Forse l’ANSF si è ispirata a “Dumb Ways To Die,” una video del 2013 diventato un meme noto in tutto il mondo, prodotto dall’agenzia dei trasporti di Melbourne,  che elenca molti modi stupidi per morire fino a culminare in essere travolti da un treno.

Chi muore sotto un treno però non è solo stupido, come suggerito dalla canzoncina. Il compito dell’autorità statale dovrebbe essere fare tutto quello che è possibile per evitare qualsiasi tipo di vittima tra i cittadini che usufruiscono di un servizio pubblico — ad esempio, cominciando a sapere quante sono di preciso le vittime. Negli ultimi anni, in Lombardia, abbiamo assistito a un esempio rilevante di misura attiva per contrastare le morti ferroviarie: l’apertura della M5, che come la futura M4 sarà dotata di barriere antisuicidio.

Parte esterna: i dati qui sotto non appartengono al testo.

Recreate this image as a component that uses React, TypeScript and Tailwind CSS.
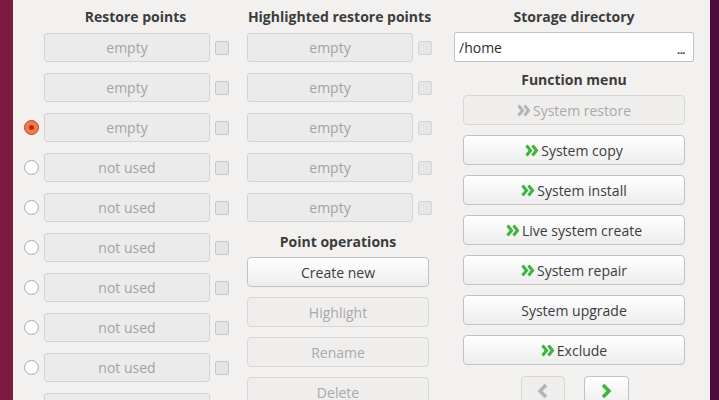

Queste barriere in genere vengono installate solo sulle metropolitane più moderne — anche se a Milano, nel settembre 2012, sono state installate ad esempio alla stazione di Sesto 1°Maggio. Esistono però anche barriere parziali, molto meno costose, che potrebbero essere implementate con più facilità anche sulle fermate della metro di più vecchia costruzione. O, per esempio, anche alle fermate dei treni, almeno quelle più affollate.

In realtà le barriere non sono le uniche misure concepite per evitare, o almeno ridurre, le tragedie di questo tipo. In alcune fermate di Londra sono state scavate delle cosiddette “fosse anti-suicidio” tra i binari, in modo che chi ci finisce sopra abbia la possibilità di salvarsi restando al di sotto del livello delle rotaie. Le fosse sono costose da installare nelle vecchie fermate, ma possono venire realizzate in quelle nuove.

Una prevenzione più efficace sarebbe utile anche per diminuire i costi e i disagi causati da questo tipo di incidenti. Una delle vittime collaterali più note delle morti ferroviarie sono i macchinisti, che si trovano loro malgrado a guidare mezzi potenzialmente letali. Il problema è particolarmente grave in Germania, dove ogni anno muoiono addirittura circa 800 persone investite da treni, e ogni macchinista assiste ad incidenti di questo tipo in media due volte nel corso della sua vita lavorativa, con ripercussioni psicologiche anche gravi.

Storie altrettanto drammatiche sono quelle delle famiglie delle persone investite, che possono andare incontro a ripercussioni economiche anche pesanti in seguito agli incidenti ferroviari in cui perdono la vita i propri cari. A una donna di Bologna, la cui figlia perse la vita in motorino a un passaggio a livello nel 2002, sono stati chiesti un miliardo di lire di danni — oggi, circa 500.000 euro.

I morti sotto un treno sembrano dunque una categoria che risponde a tutte le caratteristiche perché non venga preso nessun provvedimento per limitarne il numero: troppo poche perché siano percepite come un problema diffuso, troppe perché siano una tragica curiosità statistica. Ciononostante, sia che si tratti di persone venute a mancare o di persone che hanno scelto di togliersi la vita, rimangono vittime di quella che in ultima analisi è una falla, una mancanza in un servizio pubblico che avrebbe il dovere di fare di più per prevenirli.